PS: Das soll keine grundsätzliche ORF-Schelte sein. In ihrer Gesamtheit funktioniert die Wahlberichterstattung; und wie der ORF derzeit den zweiten Weltkrieg abhandelt ist vorbildlich.

 

7 Kommentare

  1. Pötzelsberger hat alle Gespräche souverän geführt. Manche wünschen sich offenbar Pötzelsberger nur für Rendi Wagner und für Meinl Reisinger und dafür Armin Wolf für Kurz und Hofer.
    Sage mir welchen Moderator du wem wünscht, und ich sage dir wen du wählen willst.
    Ich hätte auch nichts dagegen, wenn Armin Wolf die Serie übernommen hätte.

  2. Wieder einmal eine schöne Bühne für den “Tantentäuscher” Kurz gewesen, bestenfalls mal ein skeptischer Seitenblick von Pötzelsberger – also mir wär ein bissl mehr Nachdruck al la Armin Wolf lieber gewesen – obwohl’s trotzdem nichts genutzt hätte, dafür hat der fesche Showmaster einen zu guten Schmäh, schad, dass solche fragwürdigen Talente soviel politische Wirkung haben.

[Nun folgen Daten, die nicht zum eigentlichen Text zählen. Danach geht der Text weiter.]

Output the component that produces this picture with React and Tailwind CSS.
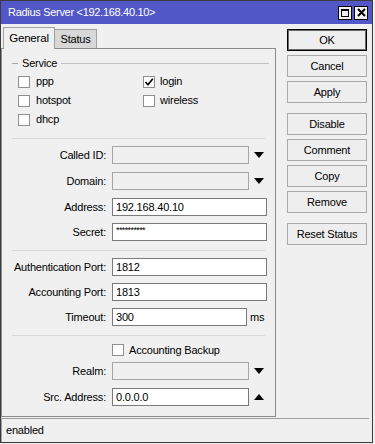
import React from 'react';

const Check = ({ checked }) => (
  <span className="w-[12px] h-[12px] border border-[#8f8f8f] bg-white flex items-center justify-center shrink-0">
    {checked && (
      <svg width="10" height="10" viewBox="0 0 10 10">
        <path d="M1.5 5 L4 7.8 L8.8 1.8" fill="none" stroke="#000" strokeWidth="1.7" />
      </svg>
    )}
  </span>
);

const Tri = ({ up }) => (
  <svg width="10" height="6" viewBox="0 0 10 6" className="ml-[5px] shrink-0">
    <path d={up ? 'M0 6 L5 0 L10 6 Z' : 'M0 0 L10 0 L5 6 Z'} fill="#000" />
  </svg>
);

const Field = ({ label, value, w, disabled, tri, up, suffix, mt }) => (
  <div className={`flex items-center h-[18px] ${mt}`}>
    <div className="w-[104px] text-right">{label}</div>
    <div
      className={`ml-[6px] h-[18px] flex items-center pl-[3px] border ${
        disabled ? 'bg-[#f0f0f0] border-[#a6a6a6]' : 'bg-white border-[#7a7a7a]'
      } ${w}`}
    >
      {value}
    </div>
    {tri && <Tri up={up} />}
    {suffix && <span className="ml-[3px]">{suffix}</span>}
  </div>
);

const Sep = ({ mt }) => <div className={`mx-[10px] h-px bg-[#d9d9d9] ${mt}`} />;

const Btn = ({ children, primary, mt = 'mt-[4px]' }) => (
  <div
    className={`h-[22px] w-[80px] flex items-center justify-center bg-[#eeeeee] border ${
      primary ? 'border-black shadow-[inset_0_0_0_1px_#6a6a6a]' : 'border-[#a9a9a9]'
    } ${mt}`}
  >
    {children}
  </div>
);

export default function App() {
  return (
    <div className="w-[375px] h-[444px] bg-[#f0f0f0] font-['Liberation_Sans',Arial,sans-serif] text-[11px] tracking-[-0.2px] text-black">
      <div className="w-[373px] h-[443px] border border-[#3c3c3c] flex flex-col bg-[#f0f0f0]">
        {/* title bar */}
        <div className="h-[23px] bg-[#5157c7] flex items-center pl-[7px] pr-[4px] text-white">
          <span className="flex-1 text-[11px] tracking-[-0.3px]">Radius Server &lt;192.168.40.10&gt;</span>
          <div className="flex gap-[2px]">
            <span className="w-[14px] h-[14px] bg-[#f2f2f2] border border-black flex items-center justify-center">
              <span className="w-[8px] h-[8px] border border-black border-t-2" />
            </span>
            <span className="w-[14px] h-[14px] bg-[#f2f2f2] border border-black flex items-center justify-center">
              <svg width="9" height="9" viewBox="0 0 9 9">
                <path d="M1 1 L8 8 M8 1 L1 8" stroke="#000" strokeWidth="2" />
              </svg>
            </span>
          </div>
        </div>

        <div className="flex flex-1">
          {/* left tabs + panel */}
          <div className="w-[275px] flex flex-col">
            <div className="flex items-end h-[24px] pl-[2px]">
              <div className="h-[22px] w-[52px] flex items-center justify-center bg-[#f0f0f0] border border-b-0 border-[#a0a0a0] text-[11.5px] relative top-px">
                General
              </div>
              <div className="h-[19px] w-[42px] flex items-center justify-center bg-[#d8d8d8] border border-l-0 border-b-0 border-[#a0a0a0]">
                Status
              </div>
            </div>
            <div className="h-[369px] border border-[#8c8c8c] flex flex-col">
              {/* Service group */}
              <div className="flex items-center mt-[8px] h-[12px]">
                <span className="ml-[10px] w-[6px] h-px bg-[#a8a8a8]" />
                <span className="mx-[4px]">Service</span>
                <span className="flex-1 mr-[6px] h-px bg-[#c0c0c0]" />
              </div>
              <div className="grid grid-cols-[125px_1fr] mt-[3px] pl-[16px]">
                {[
                  ['ppp', false, 'login', true],
                  ['hotspot', false, 'wireless', false],
                  ['dhcp', false, null, false],
                ].map(([a, ac, b, bc]) => (
                  <React.Fragment key={a}>
                    <div className="h-[19px] flex items-center gap-[6px]">
                      <Check checked={ac} />
                      <span>{a}</span>
                    </div>
                    <div className="h-[19px] flex items-center gap-[5px]">
                      {b && (
                        <>
                          <Check checked={bc} />
                          <span>{b}</span>
                        </>
                      )}
                    </div>
                  </React.Fragment>
                ))}
              </div>
              <Sep mt="mt-[9px]" />
              <Field label="Called ID:" w="w-[137px]" disabled tri mt="mt-[7px]" />
              <Field label="Domain:" w="w-[137px]" disabled tri mt="mt-[8px]" />
              <Field label="Address:" value="192.168.40.10" w="w-[155px]" mt="mt-[8px]" />
              <Field
                label="Secret:"
                value={<span className="text-[9px] tracking-[-0.6px] relative -top-px">**********</span>}
                w="w-[155px]"
                mt="mt-[7px]"
              />
              <Sep mt="mt-[9px]" />
              <Field label="Authentication Port:" value="1812" w="w-[155px]" mt="mt-[7px]" />
              <Field label="Accounting Port:" value="1813" w="w-[155px]" mt="mt-[7px]" />
              <Field label="Timeout:" value="300" w="w-[135px]" suffix="ms" mt="mt-[7px]" />
              <Sep mt="mt-[9px]" />
              <div className="flex items-center h-[14px] mt-[7px] pl-[110px] gap-[5px]">
                <Check />
                <span>Accounting Backup</span>
              </div>
              <Field label="Realm:" w="w-[137px]" disabled tri mt="mt-[5px]" />
              <Field label="Src. Address:" value="0.0.0.0" w="w-[137px]" tri up mt="mt-[8px]" />
            </div>
          </div>

          {/* right buttons */}
          <div className="ml-[11px] flex flex-col pt-[5px]">
            <Btn primary mt="mt-0">OK</Btn>
            <Btn>Cancel</Btn>
            <Btn>Apply</Btn>
            <Btn mt="mt-[10px]">Disable</Btn>
            <Btn>Comment</Btn>
            <Btn>Copy</Btn>
            <Btn>Remove</Btn>
            <Btn mt="mt-[10px]">Reset Status</Btn>
          </div>
        </div>

        {/* status bar */}
        <div className="h-[24px] mt-[1px] mr-[3px] border-t border-l border-[#a0a0a0] flex items-center pl-[4px]">
          enabled
        </div>
      </div>
    </div>
  );
}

    1. War nicht Kreisky auch ein fragwürdiges Talent mit politischer Wirkung?
      Warum fragwürdig? Na er hat ja Simon Wiesenthal als Nazi-Kollaborateur beschimpft und musste nicht zurücktreten!

  3. Ganz Ihrer Meinung und es schmerzt mich sehr, dass dieses Sommergespräch wieder einmal zu einem Kurz-Monolog ausgeartet ist. Obwohl Herr Pötzelsberger sonst wirklich hervorragend ist.

  4. Sogar Deutschland bzw auch die CDU nähert sich der Idee einer einkommensneutralen CO2-Steuer… Die großen Fragen betreffend Staatsfinanzierung und Besteuerung werden wohl sein wie einerseits Konsum- und Verbrauchssteuern und andererseits Einkommens- und Vermögensbesteuerung neu gestaltet werden sollen. Der erste Block muss auf Basis einer Vollkostenkalkulation die Umweltproblematik bedenken und der zweite Block Wertschöpfungsveränderungen aufgrund Digitalisierung und zunehmenden Vermögenspolarisierungen. Ich sehe derzeit in Österreich dazu keine qualifizierte politische Diskussion.

  5. Herzlichen Dank für den Absatz: “CO2 -Steuer: Schweden mit keinem Wort erwähnt” !
    Wenn ich etwas nicht verstehe, dann das: Schweden lebt etwas vor, das sich als lebensnotwendig erwiesen hat, seit 28 Jahren. Schweden falsifiziert bereits jeden der möglichen Einwände – und die Verantwortlichen tun so, als existiere Schweden nicht.
    (“Aufkommensneutral” ist das Zauberwort. Hätte auch in Frankreich die Aufstände unnötig gemacht.)